In Nepal and Bihar, the establishment of collectives through joint lease would allow the sharing of costs for fixed investments by tenants themselves, increasing their economic status. By operating a contiguous plot, the use of other technologies and irrigation would be more feasible (Landesa 2013; Agarwal 2010). Enhanced incomes and collective mobilization could increase the bargaining power of tenants when negotiating rental contracts and could encourage a move toward fixed cash rent contracts, where the incentives for increased productivity and opportunities for income generation are significantly higher.

As one would expect though, collective farming can only flourish following a meaningful redistribution of land, as collective leasing itself depends on the support of landlords. However, in the long term, the group solidarity and mobilization through group lease collectives could allow tenants to more easily claim their legal rights to tenure security should a meaningful program of land reform be implemented in the future. At the same time, it could pave the way for mobilization at a national and regional level via larger political movements for both land reforms themselves and more equitable trade regimes and policies for farmers.Footnote 13 Furthermore, to counter criticisms of land reform as impeding dynamism in agriculture (Dyer 2004), collectives could provide a model for a more productive and dynamic post-reform agriculture—one based on a radical new systems of socialistic production.

Conclusion

This paper has traced the changes which have occurred in agriculture in Mithilanchal over the last half a century and has shown how semi-feudal relations of production are reproduced across the generations. There have, however, been significant changes. Pressures associated with climate change and economic liberalization have entrenched an articulation with capitalism through the migrant labor economy. More recently, the division of holdings, changed aspirations, and greater political mobilization among tenants and laborers have undermined the authority of the landed classes and have encouraged a breakup of some landlord estates. This land has not, however, been distributed equally, and the relations of production remain dominated by sharecropping and low-wage farm labor, with limited capital accumulation among even the richest farmers. Economic stresses following liberalization have also allowed usury to flourish, even if debt bondage to landlords and patron–client relations have declined.

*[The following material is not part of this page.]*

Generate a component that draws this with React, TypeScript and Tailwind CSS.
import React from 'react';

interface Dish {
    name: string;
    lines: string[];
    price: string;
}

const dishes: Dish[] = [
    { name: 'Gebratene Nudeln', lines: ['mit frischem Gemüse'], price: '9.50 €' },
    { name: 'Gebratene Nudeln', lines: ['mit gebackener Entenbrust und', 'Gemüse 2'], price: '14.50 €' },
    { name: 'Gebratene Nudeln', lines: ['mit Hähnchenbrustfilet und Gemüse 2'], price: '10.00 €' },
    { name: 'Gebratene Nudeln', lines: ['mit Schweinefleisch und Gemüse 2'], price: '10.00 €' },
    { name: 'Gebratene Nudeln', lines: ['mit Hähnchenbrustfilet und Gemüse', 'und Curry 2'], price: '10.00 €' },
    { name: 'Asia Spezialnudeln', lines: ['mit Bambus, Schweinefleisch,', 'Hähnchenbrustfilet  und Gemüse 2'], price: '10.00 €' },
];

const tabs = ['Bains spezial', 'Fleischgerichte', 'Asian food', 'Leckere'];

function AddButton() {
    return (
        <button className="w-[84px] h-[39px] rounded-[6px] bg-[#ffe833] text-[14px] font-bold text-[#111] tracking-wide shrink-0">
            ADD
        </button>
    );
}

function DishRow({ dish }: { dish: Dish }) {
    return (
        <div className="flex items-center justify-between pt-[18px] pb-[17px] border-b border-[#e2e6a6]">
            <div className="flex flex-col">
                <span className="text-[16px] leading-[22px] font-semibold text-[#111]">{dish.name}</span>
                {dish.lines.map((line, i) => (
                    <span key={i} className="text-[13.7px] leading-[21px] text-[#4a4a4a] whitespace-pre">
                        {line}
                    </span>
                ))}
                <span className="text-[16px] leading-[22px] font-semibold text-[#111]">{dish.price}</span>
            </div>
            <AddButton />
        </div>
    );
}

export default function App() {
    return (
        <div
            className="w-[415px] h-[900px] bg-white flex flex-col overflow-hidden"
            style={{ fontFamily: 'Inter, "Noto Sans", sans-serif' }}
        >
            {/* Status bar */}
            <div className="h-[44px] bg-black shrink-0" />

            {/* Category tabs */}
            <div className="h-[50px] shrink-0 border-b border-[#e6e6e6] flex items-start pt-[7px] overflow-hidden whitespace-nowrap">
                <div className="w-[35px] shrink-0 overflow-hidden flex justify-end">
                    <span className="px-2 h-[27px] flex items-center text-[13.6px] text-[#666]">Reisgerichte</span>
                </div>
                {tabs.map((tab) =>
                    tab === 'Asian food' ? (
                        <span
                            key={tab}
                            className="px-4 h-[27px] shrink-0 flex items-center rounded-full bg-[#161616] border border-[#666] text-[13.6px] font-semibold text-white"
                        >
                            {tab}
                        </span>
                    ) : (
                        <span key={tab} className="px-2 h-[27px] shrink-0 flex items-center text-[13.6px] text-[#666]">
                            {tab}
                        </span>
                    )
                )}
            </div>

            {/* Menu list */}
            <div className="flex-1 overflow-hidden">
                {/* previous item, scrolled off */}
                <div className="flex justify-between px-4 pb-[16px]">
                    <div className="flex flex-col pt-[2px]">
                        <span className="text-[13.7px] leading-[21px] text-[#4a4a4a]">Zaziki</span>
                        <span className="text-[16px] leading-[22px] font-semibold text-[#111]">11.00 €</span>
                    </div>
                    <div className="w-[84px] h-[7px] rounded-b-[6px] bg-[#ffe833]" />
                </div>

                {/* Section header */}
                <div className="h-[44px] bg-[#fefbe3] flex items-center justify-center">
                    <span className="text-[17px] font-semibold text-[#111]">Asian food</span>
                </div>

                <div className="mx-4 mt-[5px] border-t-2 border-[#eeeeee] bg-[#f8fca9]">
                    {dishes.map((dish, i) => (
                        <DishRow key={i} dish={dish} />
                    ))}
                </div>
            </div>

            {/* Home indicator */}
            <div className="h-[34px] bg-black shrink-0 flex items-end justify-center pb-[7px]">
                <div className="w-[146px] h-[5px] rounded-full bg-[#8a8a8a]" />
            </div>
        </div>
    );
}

A primary change is that the articulations with capitalism have grown significantly, both through the expansion of capitalist markets, and through the migrant labor economy. While landlords on the one hand, and mercantile or industrial capitalists on the other, represent unique classes, there is a convergence of interests which gives the system some level of stability. Landlords benefit from the unique form of capitalism in a social formation which can be considered semi-colonial in character, with stunted industrial development and dependence on foreign capital and imports. Meanwhile, the capitalist sector within the country and overseas benefits from a supply of surplus labor to which is perpetuated by semi-feudal inequalities.

The paper notes, however, that the increased diversity of the landed class and greater political awareness among the marginal and tenant farmer majority has opened up new avenues for collective mobilization and struggle. The collectivization of tenants and marginal farmers through land pooling or group leases can raise productivity, increase resilience, and build their bargaining power—a process which can take place both within and outside of formal organizational structures. Collective farmer groups however, only represent a mid-way point to empower marginal and tenant farmers in the short term without dismantling the pillars of semi-feudalism; yet, it can also demonstrate a new model of agriculture which can be replicated if and when genuine political–economic transformation takes place, led by the marginal farmers, laborer, and tenant majority, toward a more equitable social formation.